# Your favorite 7th chord



## Dim7

Music Theory subforum needs some dumb polls as well.

https://en.wikipedia.org/wiki/Seventh_chord#Tertian here's some sound clips of aforementioned chords....


----------



## Dr Johnson

You voted for the maj7!!!


----------



## Dim7

Actually Cmaj7 was my original username here!


----------



## Dr Johnson

Hmmm. You're not putting me on, are you?


----------



## Dim7

See this post and the quote in the next post for proof.


----------



## Dr Johnson

So you were! Blimey.


----------



## SixFootScowl

Dim7 said:


> Music Theory subforum needs some dumb polls as well.


Well as long as it is a dumb poll, I'll say something dumb, or ignorant at least, but truthful for me: What is a 7th chord? As such I cannot vote meaningfully. Oh well, I don't belong in this thread but felt like dumbly posting in it anyway. :lol: Really need a "What is a 7th chord" poll choice.


----------



## Dim7

https://en.wikipedia.org/wiki/Seventh_chord#Tertian Includes sound examples.

I should have included the "non-tertian" ones as well though...


----------



## isorhythm

I actually have a sincere opinion about this dumb poll. I really like the sound of half diminished seventh chords more than any other.


----------



## Dim7

I find dominant 7th's outside of musical context quite ugly.


----------



## Dr Johnson

I chose the Dominant 7th for the obvious reason. It's easy to play on the guitar and is essential for the blues.

Hurrah!


----------



## Balthazar

I voted minor 7th.


----------



## Dr Johnson

I like minor 7ths too, but we are only allowed one choice.


----------



## Mahlerian

Dim7 said:


> I find dominant 7th's outside of musical context quite ugly.


That tritone, I suppose?

I'm fond of the four-note quartal chord, which, with a change in voicing, becomes a suspended fourth with minor seventh. Why isn't _that_ in your poll?

Also, there's got to be someone else out there whose first association of the the sound of the minor-major 7th chord was with the James Bond theme.


----------



## Dim7

Mahlerian said:


> That tritone, I suppose?


https://upload.wikimedia.org/wikipedia/commons/7/7d/Lydian_chord_on_C.mid

Sounds prettier than dominant 7th to my ears, even though there's both a major seventh and a tritone.


----------



## Dim7

I hope to divide TC into seven different cliques with this thread. My username will be useful for infiltrating the dim7 fans....


----------



## Mahlerian

Dim7 said:


> https://upload.wikimedia.org/wikipedia/commons/7/7d/Lydian_chord_on_C.mid
> 
> Sounds prettier than dominant 7th to my ears, even though there's both a major seventh and a tritone.
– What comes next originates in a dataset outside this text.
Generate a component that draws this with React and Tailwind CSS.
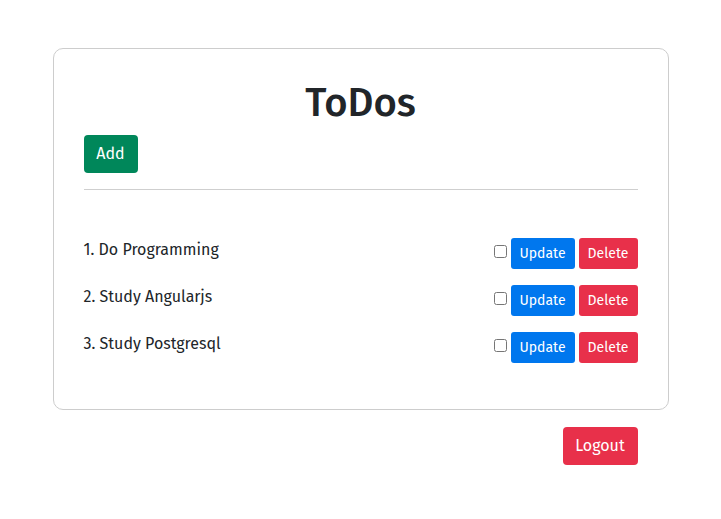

Two major sevenths, in that voicing.

I'd say there the interval between C and F# is softened both by being an octave and a tritone rather than the simple interval and by having the fifth, B, underneath.


----------



## Dim7

Maybe. Dissonance is fairly straightforward and mathematical with single intervals, but with actual chords it gets complicated.


----------



## Mahlerian

Dim7 said:


> Maybe. Dissonance is fairly straightforward and mathematical with single intervals, but with actual chords it gets complicated.


Exactly. A minor ninth on its own is an extremely harsh sounding interval, but as part of a chord (or in a harmonic context) it can form a part of a very rich sound.


----------



## norman bates

_His lessons were built around jazz theory but they were really life lessons in disguise. He would play a really bad sounding chord and ask me, "Wrong chord, huh?" and I'd say, "Yeah, it sounds awful." Then he would play it again as a chord that passed between two other chords and suddenly it sounded like beautiful music. Perspective._

http://rockandrollzen.com/missing-linc-an-open-letter-to-my-great-mentor/

and basically it explains perfectly what I think about chords (and foods, colors, and probably many other things)


----------



## QuietGuy

I voted for half-diminished 7, but my VERY favorite chord is an French +6 (i.e. C E F# A#) which can also be spelled enharmonically (C E Gb Bb), which makes it a dim5b7 - not one of the choices in the poll. It has a cloudy-dreamy/mysterious-threatening quality that I especially like.

Edit: I am wrong! Actually, spelling it C E Gb Bb would make it Major3rd-dim5-minor7, which makes it more confusing than anything else! My mistake! Sorry about that!


----------



## SeptimalTritone

I like the just 4-5-6-7 septimal seventh chord. It contains a septimal tritone in it.

https://en.wikipedia.org/wiki/File:Harmonic_seventh_chord_just_on_C.mid

These overtone chords are used in Stockhausen's Stimmung, and in (I think) the spectralists' music.


----------



## MoonlightSonata

QuietGuy said:


> I voted for half-diminished 7, but my VERY favorite chord is an French +6 (i.e. C E F# A#) which can also be spelled enharmonically (C E Gb Bb), which makes it a dim5b7 - not one of the choices in the poll. It has a cloudy-dreamy/mysterious-threatening quality that I especially like.
> 
> Edit: I am wrong! Actually, spelling it C E Gb Bb would make it Major3rd-dim5-minor7, which makes it more confusing than anything else! My mistake! Sorry about that!


That's one of my favourites as well, it's quite nice sometimes to use to move into a passage using the whole-tone scale.

I voted for major 7th.


----------



## millionrainbows

My favorite kind of seventh is a dom 7, or flatted 7. This dom 7 suspension is one of my favorites: C-G-E-F-Bb.


----------



## Stavrogin

Dim7

But I am more into 9ths.


----------



## KenOC

Diminished 2nd, aka "viola unison." :devil:


----------



## ComposerOfAvantGarde

Half diminished because it isn't real! :devil:


----------



## Dim7

Why ?


----------



## ComposerOfAvantGarde

Because it's a dominant 9th without the root.


----------



## Dim7

I think it's an inverted minor triad with an added major sixth.


----------



## ComposerOfAvantGarde

You're the only one who thinks that.


----------



## Dim7

But it's objectively true, whereas any "missing roots" are purely imaginary.


----------



## millionrainbows

Dim7 said:


> But it's objectively true, whereas any "missing roots" are purely imaginary.


Not "purely" imaginary; as an example, the vii chord is resolved as if it were an incomplete G7: (G)-B-D-F, so the resolution is "evidence" of its considered existence; the function is there, as if it were real, with a real root. See Walter Piston and Schoenberg's harmony texts.


----------